A quel punto la donna, originaria di Panama, avrebbe cominciato a urlare minacciando di uccidersi. Garcia ha ricostruito quei momenti in cui la vittima si sarebbe precipitata di corsa verso il balcone lanciandosi. Garcia avrebbe provato a trattenerla quando lei era penzoloni, ma a un certo punto la donna sarebbe precipitata. Lui ha spiegato agli inquirenti che ha anche un deficit alla mano e per questo motivo non sarebbe riuscito a tirarla su.
Subito dopo, avrebbe fatto le scale di corsa scendendo in cortile e lì avrebbe girato il corpo della donna e avrebbe provato a rianimarla. Ma quando ha visto che non dava segni di vita, avrebbe citofonato ai vicini ma nessuno avrebbe risposto, così decise di scappare in preda all’angoscia.
Ma questa versione non ha convinto del tutto i magistrati che stanno seguendo le indagini, coordinate dal procuratore capo Pierpaolo Bruni e dal sostituto Maurizio De Franchis, perché per loro quel racconto era pieno di contraddizioni che sono state evidenziate pure dal Gip.
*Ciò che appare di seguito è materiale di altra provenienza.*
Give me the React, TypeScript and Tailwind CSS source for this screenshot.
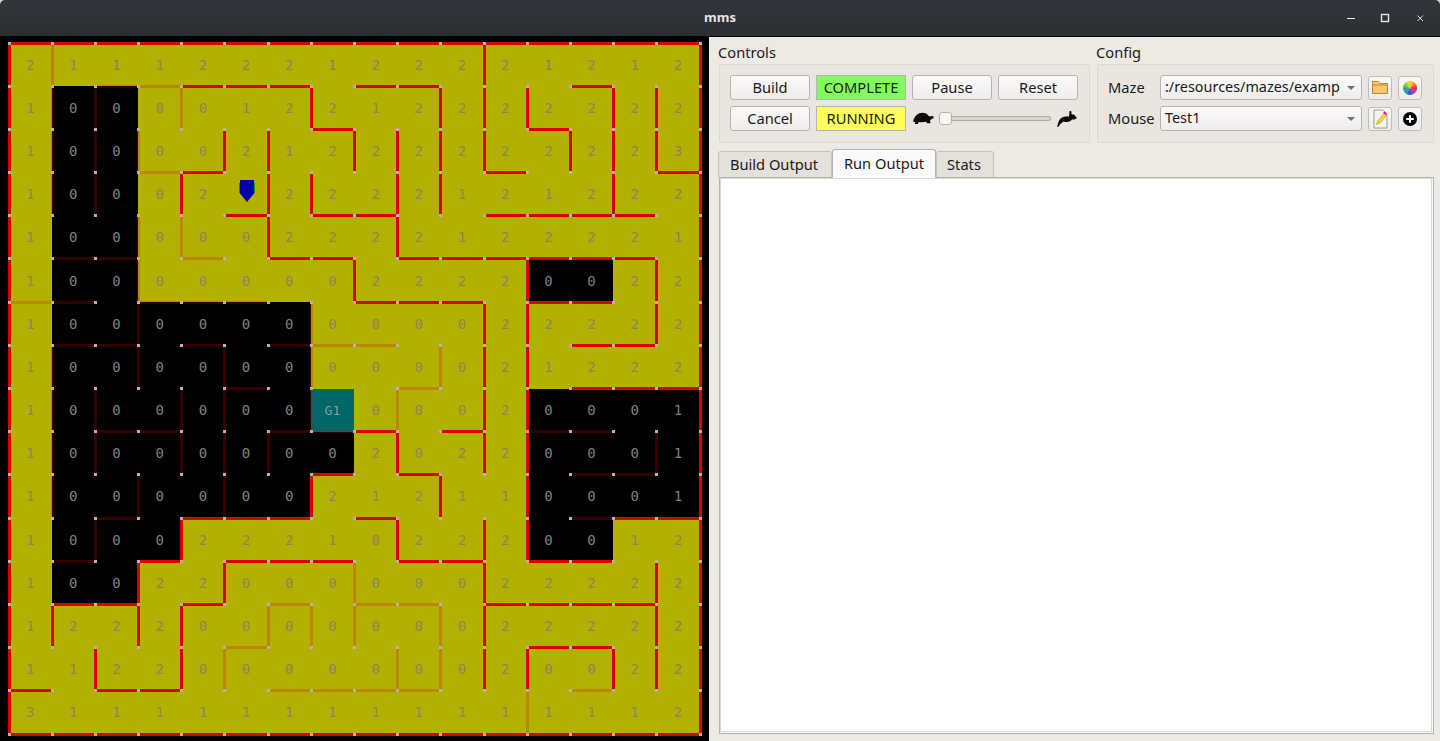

In realtà sono diversi i punti da chiarire, come stabilire a chi appartengano quelle macchie di sangue trovate nella loro casa. Il giovane non ha mai parlato di colluttazione fisica ma solo di un diverbio. Le accuse sono tutte da dimostrare e bisognerà attendere gli esiti degli esami medico-scientifici.